Your copy of the material must match it exactly, except that pictures are dropped.

> SOURCE EXCERPT
==========

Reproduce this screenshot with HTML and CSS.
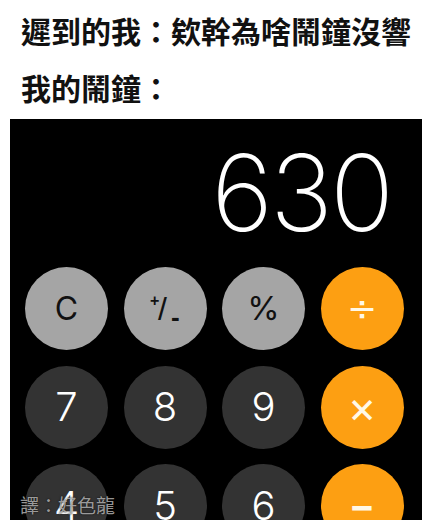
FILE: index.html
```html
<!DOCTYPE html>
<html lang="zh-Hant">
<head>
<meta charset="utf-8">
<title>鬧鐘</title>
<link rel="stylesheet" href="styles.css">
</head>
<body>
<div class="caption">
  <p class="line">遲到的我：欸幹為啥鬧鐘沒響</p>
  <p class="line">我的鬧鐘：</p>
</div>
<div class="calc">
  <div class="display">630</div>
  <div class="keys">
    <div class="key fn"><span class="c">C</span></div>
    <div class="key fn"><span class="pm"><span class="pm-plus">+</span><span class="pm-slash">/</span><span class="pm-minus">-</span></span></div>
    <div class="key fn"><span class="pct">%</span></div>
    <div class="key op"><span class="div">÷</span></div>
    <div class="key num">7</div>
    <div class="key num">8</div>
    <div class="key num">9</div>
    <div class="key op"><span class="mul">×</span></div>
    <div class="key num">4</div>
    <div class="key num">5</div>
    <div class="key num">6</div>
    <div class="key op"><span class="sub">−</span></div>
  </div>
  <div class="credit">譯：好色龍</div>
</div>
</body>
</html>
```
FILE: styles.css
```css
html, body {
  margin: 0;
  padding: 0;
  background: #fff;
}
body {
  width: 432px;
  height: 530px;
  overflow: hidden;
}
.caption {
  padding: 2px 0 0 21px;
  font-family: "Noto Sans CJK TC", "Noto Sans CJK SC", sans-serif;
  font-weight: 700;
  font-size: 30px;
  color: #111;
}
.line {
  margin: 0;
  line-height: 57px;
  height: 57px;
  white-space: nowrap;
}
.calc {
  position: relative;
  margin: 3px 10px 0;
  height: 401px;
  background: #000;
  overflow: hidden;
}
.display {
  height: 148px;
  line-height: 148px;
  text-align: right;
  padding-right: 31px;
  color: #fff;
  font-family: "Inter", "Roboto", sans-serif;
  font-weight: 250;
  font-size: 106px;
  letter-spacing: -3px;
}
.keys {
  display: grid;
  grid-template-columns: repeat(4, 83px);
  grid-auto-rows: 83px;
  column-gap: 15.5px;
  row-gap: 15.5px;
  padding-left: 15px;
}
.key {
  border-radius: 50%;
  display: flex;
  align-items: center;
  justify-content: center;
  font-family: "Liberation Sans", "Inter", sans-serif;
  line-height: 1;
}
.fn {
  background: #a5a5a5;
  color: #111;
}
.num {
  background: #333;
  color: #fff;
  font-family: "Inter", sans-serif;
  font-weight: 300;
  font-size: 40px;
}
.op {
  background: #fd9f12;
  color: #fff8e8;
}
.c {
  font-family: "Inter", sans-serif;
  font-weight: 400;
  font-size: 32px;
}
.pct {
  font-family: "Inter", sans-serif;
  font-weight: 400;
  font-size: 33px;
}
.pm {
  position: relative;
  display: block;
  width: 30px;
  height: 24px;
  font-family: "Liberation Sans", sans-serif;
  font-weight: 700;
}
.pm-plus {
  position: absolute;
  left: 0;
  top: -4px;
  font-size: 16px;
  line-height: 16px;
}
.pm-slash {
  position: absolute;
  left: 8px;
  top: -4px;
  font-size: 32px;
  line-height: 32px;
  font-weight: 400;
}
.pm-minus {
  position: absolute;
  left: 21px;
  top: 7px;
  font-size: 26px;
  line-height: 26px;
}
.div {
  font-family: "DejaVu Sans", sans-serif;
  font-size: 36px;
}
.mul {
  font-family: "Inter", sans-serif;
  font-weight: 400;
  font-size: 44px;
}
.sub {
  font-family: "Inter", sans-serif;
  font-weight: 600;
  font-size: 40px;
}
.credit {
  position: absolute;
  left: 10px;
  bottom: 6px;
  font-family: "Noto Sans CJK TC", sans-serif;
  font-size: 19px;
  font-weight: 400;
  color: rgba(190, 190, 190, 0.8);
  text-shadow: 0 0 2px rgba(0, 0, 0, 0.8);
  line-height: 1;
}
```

==========

> RESULT FOR THIS TASK
Reproduce this screenshot with HTML and CSS.
FILE: index.html
```html
<!DOCTYPE html>
<html lang="zh-Hant">
<head>
<meta charset="utf-8">
<title>鬧鐘</title>
<link rel="stylesheet" href="styles.css">
</head>
<body>
<div class="caption">
  <p class="line">遲到的我：欸幹為啥鬧鐘沒響</p>
  <p class="line">我的鬧鐘：</p>
</div>
<div class="calc">
  <div class="display">630</div>
  <div class="keys">
    <div class="key fn"><span class="c">C</span></div>
    <div class="key fn"><span class="pm"><span class="pm-plus">+</span><span class="pm-slash">/</span><span class="pm-minus">-</span></span></div>
    <div class="key fn"><span class="pct">%</span></div>
    <div class="key op"><span class="div">÷</span></div>
    <div class="key num">7</div>
    <div class="key num">8</div>
    <div class="key num">9</div>
    <div class="key op"><span class="mul">×</span></div>
    <div class="key num">4</div>
    <div class="key num">5</div>
    <div class="key num">6</div>
    <div class="key op"><span class="sub">−</span></div>
  </div>
  <div class="credit">譯：好色龍</div>
</div>
</body>
</html>
```
FILE: styles.css
```css
html, body {
  margin: 0;
  padding: 0;
  background: #fff;
}
body {
  width: 432px;
  height: 530px;
  overflow: hidden;
}
.caption {
  padding: 2px 0 0 21px;
  font-family: "Noto Sans CJK TC", "Noto Sans CJK SC", sans-serif;
  font-weight: 700;
  font-size: 30px;
  color: #111;
}
.line {
  margin: 0;
  line-height: 57px;
  height: 57px;
  white-space: nowrap;
}
.calc {
  position: relative;
  margin: 3px 10px 0;
  height: 401px;
  background: #000;
  overflow: hidden;
}
.display {
  height: 148px;
  line-height: 148px;
  text-align: right;
  padding-right: 31px;
  color: #fff;
  font-family: "Inter", "Roboto", sans-serif;
  font-weight: 250;
  font-size: 106px;
  letter-spacing: -3px;
}
.keys {
  display: grid;
  grid-template-columns: repeat(4, 83px);
  grid-auto-rows: 83px;
  column-gap: 15.5px;
  row-gap: 15.5px;
  padding-left: 15px;
}
.key {
  border-radius: 50%;
  display: flex;
  align-items: center;
  justify-content: center;
  font-family: "Liberation Sans", "Inter", sans-serif;
  line-height: 1;
}
.fn {
  background: #a5a5a5;
  color: #111;
}
.num {
  background: #333;
  color: #fff;
  font-family: "Inter", sans-serif;
  font-weight: 300;
  font-size: 40px;
}
.op {
  background: #fd9f12;
  color: #fff8e8;
}
.c {
  font-family: "Inter", sans-serif;
  font-weight: 400;
  font-size: 32px;
}
.pct {
  font-family: "Inter", sans-serif;
  font-weight: 400;
  font-size: 33px;
}
.pm {
  position: relative;
  display: block;
  width: 30px;
  height: 24px;
  font-family: "Liberation Sans", sans-serif;
  font-weight: 700;
}
.pm-plus {
  position: absolute;
  left: 0;
  top: -4px;
  font-size: 16px;
  line-height: 16px;
}
.pm-slash {
  position: absolute;
  left: 8px;
  top: -4px;
  font-size: 32px;
  line-height: 32px;
  font-weight: 400;
}
.pm-minus {
  position: absolute;
  left: 21px;
  top: 7px;
  font-size: 26px;
  line-height: 26px;
}
.div {
  font-family: "DejaVu Sans", sans-serif;
  font-size: 36px;
}
.mul {
  font-family: "Inter", sans-serif;
  font-weight: 400;
  font-size: 44px;
}
.sub {
  font-family: "Inter", sans-serif;
  font-weight: 600;
  font-size: 40px;
}
.credit {
  position: absolute;
  left: 10px;
  bottom: 6px;
  font-family: "Noto Sans CJK TC", sans-serif;
  font-size: 19px;
  font-weight: 400;
  color: rgba(190, 190, 190, 0.8);
  text-shadow: 0 0 2px rgba(0, 0, 0, 0.8);
  line-height: 1;
}
```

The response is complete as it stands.